Transferable Gaussian Attractive Potentials for Organic/Oxide Interfaces
Author(s) -
Jérôme Rey,
Sarah Blanck,
Paul Clabaut,
Sophie Loehlé,
Stephan N. Steinmann,
Carine Michel
Publication year - 2021
Publication title -
the journal of physical chemistry b
Language(s) - English
Resource type - Journals
SCImago Journal Rank - 0.864
H-Index - 392
eISSN - 1520-6106
pISSN - 1520-5207
DOI - 10.1021/acs.jpcb.1c05156
Subject(s) - oxide , gaussian , materials science , computer science , chemical physics , chemistry , computational chemistry , metallurgy
Organic/oxide interfaces play an important role in many areas of chemistry and in particular for lubrication and corrosion. Molecular dynamics simulations are the method of choice for providing complementary insight to experiments. However, the force fields used to simulate the interaction between molecules and oxide surfaces tend to capture only weak physisorption interactions, discarding the stabilizing Lewis acid/base interactions. We here propose a simple complement to the straightforward molecular mechanics description based on "out-of-the-box" Lennard-Jones potentials and electrostatic interactions: the addition of an attractive Gaussian potential between reactive sites of the surface and heteroatoms of adsorbed organic molecules, leading to the Gaussian Lennard-Jones (GLJ) potential. The interactions of four oxygenated and four amine molecules with the typical and widespread hematite and γ-alumina surfaces are investigated. The root mean square deviation (RMSD) for all probed molecules is only 5.7 kcal/mol, which corresponds to an error of 23% over hematite. On γ-alumina, the RMSD is 11.2 kcal/mol using a single parameter for all five chemically inequivalent surface aluminum atoms.

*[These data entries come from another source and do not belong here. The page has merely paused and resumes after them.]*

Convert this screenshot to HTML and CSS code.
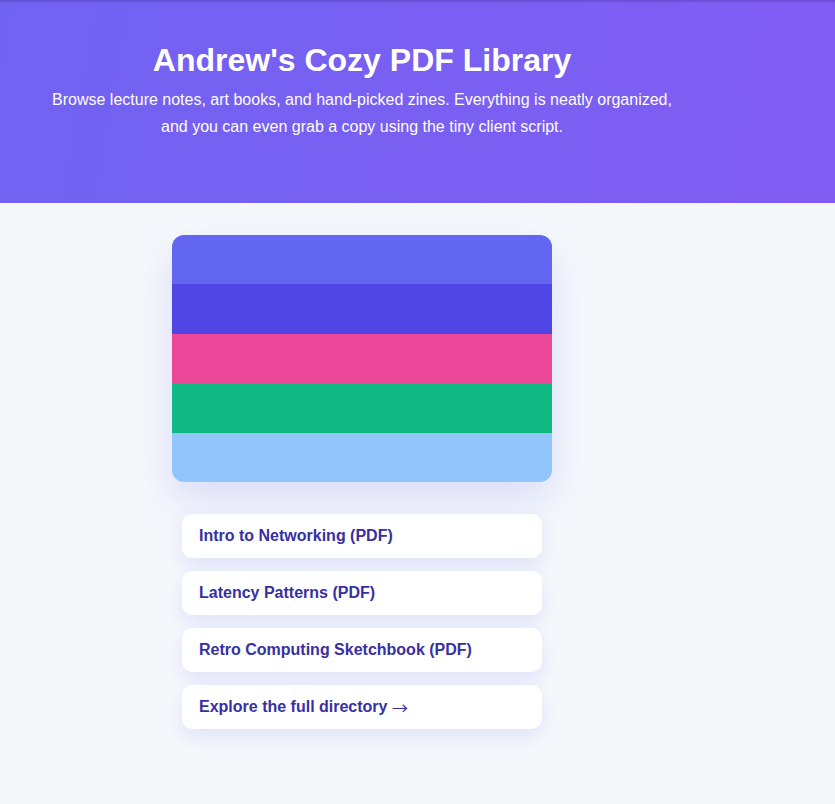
FILE: index.html
```html
<!DOCTYPE html>
<html lang="en">
<head>
<meta charset="utf-8">
<title>Andrew's Cozy PDF Library</title>
<link rel="stylesheet" href="styles.css">
</head>
<body>
<header class="hero">
  <div class="hero-inner">
    <h1 class="title">Andrew's Cozy PDF Library</h1>
    <p class="lead">Browse lecture notes, art books, and hand-picked zines. Everything is neatly organized, and you can even grab a copy using the tiny client script.</p>
  </div>
</header>
<main class="main">
  <div class="column">
    <div class="cover">
      <div class="stripe s1"></div>
      <div class="stripe s2"></div>
      <div class="stripe s3"></div>
      <div class="stripe s4"></div>
      <div class="stripe s5"></div>
    </div>
    <nav class="links">
      <a class="link" href="#">Intro to Networking (PDF)</a>
      <a class="link" href="#">Latency Patterns (PDF)</a>
      <a class="link" href="#">Retro Computing Sketchbook (PDF)</a>
      <a class="link" href="#">Explore the full directory&nbsp;<span class="arrow">→</span></a>
    </nav>
  </div>
</main>
</body>
</html>
```
FILE: styles.css
```css
* { box-sizing: border-box; }
html, body { margin: 0; padding: 0; }
body {
  background: #f5f8fb;
  font-family: "Liberation Sans", Arial, sans-serif;
  min-height: 804px;
}
.hero {
  height: 203px;
  background:
    linear-gradient(to bottom, rgba(40, 20, 120, 0.28) 0, rgba(40, 20, 120, 0) 3px),
    linear-gradient(100deg, #7163f1 0%, #7a5ff2 60%, #815cf3 100%);
  color: #fff;
}
.hero-inner {
  width: 724px;
  padding-top: 40px;
  text-align: center;
}
.title {
  margin: 0;
  font-size: 32px;
  font-weight: 700;
  line-height: 40px;
}
.lead {
  margin: 6px auto 0;
  width: 640px;
  font-size: 16px;
  line-height: 27px;
  color: #fdfcff;
}
.main {
  padding-top: 32px;
}
.column {
  width: 724px;
  display: flex;
  flex-direction: column;
  align-items: center;
}
.cover {
  width: 380px;
  height: 247px;
  border-radius: 12px;
  overflow: hidden;
  display: flex;
  flex-direction: column;
  box-shadow: 0 18px 40px rgba(99, 102, 241, 0.18);
}
.stripe { flex: 1; }
.s1 { background: #6366f1; }
.s2 { background: #4f46e5; }
.s3 { background: #ec4899; }
.s4 { background: #10b981; }
.s5 { background: #93c5fd; }
.links {
  margin-top: 32px;
  display: flex;
  flex-direction: column;
  gap: 13px;
}
.link {
  width: 360px;
  height: 44px;
  display: flex;
  align-items: center;
  padding-left: 17px;
  background: #fff;
  border-radius: 10px;
  color: #3730a3;
  font-size: 16px;
  font-weight: 700;
  text-decoration: none;
  white-space: pre;
  box-shadow: 0 8px 20px rgba(99, 102, 241, 0.14);
}
.arrow {
  font-family: "Noto Sans CJK SC", sans-serif;
  font-weight: 400;
  line-height: 1;
}
```
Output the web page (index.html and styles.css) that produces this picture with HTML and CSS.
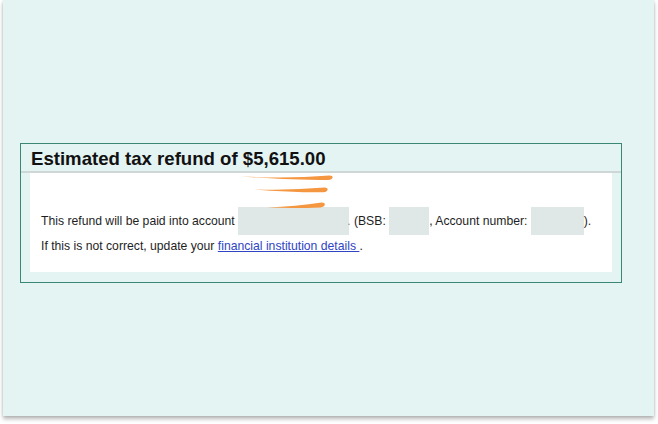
FILE: index.html
```html
<!DOCTYPE html>
<html>
<head>
<meta charset="utf-8">
<link rel="stylesheet" href="styles.css">
</head>
<body>
<div class="panel">
  <section class="card">
    <h2 class="card-title">Estimated tax refund of $5,615.00</h2>
    <div class="card-body">
      <p class="line line-account">This refund will be paid into account <span class="redact redact-name"></span><span class="frag">.</span> (BSB: <span class="redact redact-bsb"></span>, Account number: <span class="redact redact-acc"></span>).</p>
      <p class="line line-update">If this is not correct, update your <a href="#" class="link">financial institution details </a>.</p>
    </div>
  </section>
  <svg class="marks" width="651" height="416" viewBox="3 0 651 416" aria-hidden="true">
    <path d="M241 176.2 Q285 179 329.5 175.4 Q333 175.6 332.6 177.6 Q332 180 328 180 Q285 180.5 241 176.2 Z" fill="#f59640"/>
    <path d="M254 189.4 Q290 190.6 324.6 187.6 Q328 187.8 327.6 189.8 Q327 192.2 323.5 192.2 Q290 192.4 254 189.4 Z" fill="#f59640"/>
    <path d="M267 207.6 Q296 206.4 321.6 202.6 Q325 202.6 324.8 204.8 Q324.4 207.2 320.5 207.4 Q296 208.6 267 207.6 Z" fill="#f59640"/>
  </svg>
</div>
</body>
</html>
```
FILE: styles.css
```css
html, body {
  margin: 0;
  padding: 0;
  background: #ffffff;
}
body {
  width: 658px;
  height: 424px;
  overflow: hidden;
  font-family: "Liberation Sans", Arial, sans-serif;
}
.panel {
  position: relative;
  margin-left: 3px;
  width: 651px;
  height: 416px;
  background: #e4f4f3;
  box-shadow: 0 3px 4px rgba(0,0,0,0.28), 0 0 2px rgba(0,0,0,0.12);
  padding-top: 143px;
  box-sizing: border-box;
}
.card {
  margin-left: 17px;
  width: 602px;
  box-sizing: border-box;
  border: 1px solid #3a8677;
  padding-bottom: 10px;
}
.card-title {
  margin: 0;
  padding-left: 10px;
  height: 29px;
  line-height: 30px;
  font-size: 18.6px;
  font-weight: bold;
  color: #111;
  border-bottom: 2px solid #cfd6d6;
  box-sizing: border-box;
}
.card-body {
  margin: 0 9px;
  background: #ffffff;
  padding-top: 34px;
  padding-left: 11px;
  height: 99px;
  box-sizing: border-box;
}
.line {
  margin: 0;
  font-size: 12.2px;
  color: #1e1e1e;
  white-space: nowrap;
}
.line-account {
  height: 28px;
  line-height: 28px;
}
.line-update {
  padding-top: 2px;
  line-height: 18px;
}
.redact {
  display: inline-block;
  height: 28px;
  vertical-align: top;
  background: #dfe8e7;
}
.redact-name { width: 111px; }
.redact-bsb { width: 40px; }
.redact-acc { width: 53px; }
.frag {
  color: #8a9090;
  margin-left: -2px;
}
.link {
  color: #2f45c4;
  text-decoration: underline;
}
.marks {
  position: absolute;
  left: 0;
  top: 0;
  pointer-events: none;
}
```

Applying GLJ to the simulation of organic films on oxide surfaces demonstrates that the mobility of the surfactants is overestimated by the simplistic LJ potential, while GLJ and other qualitatively correct potentials show a strong structuration and slow dynamics of the surface films, as could be expected from the first-principles adsorption energies for model head groups.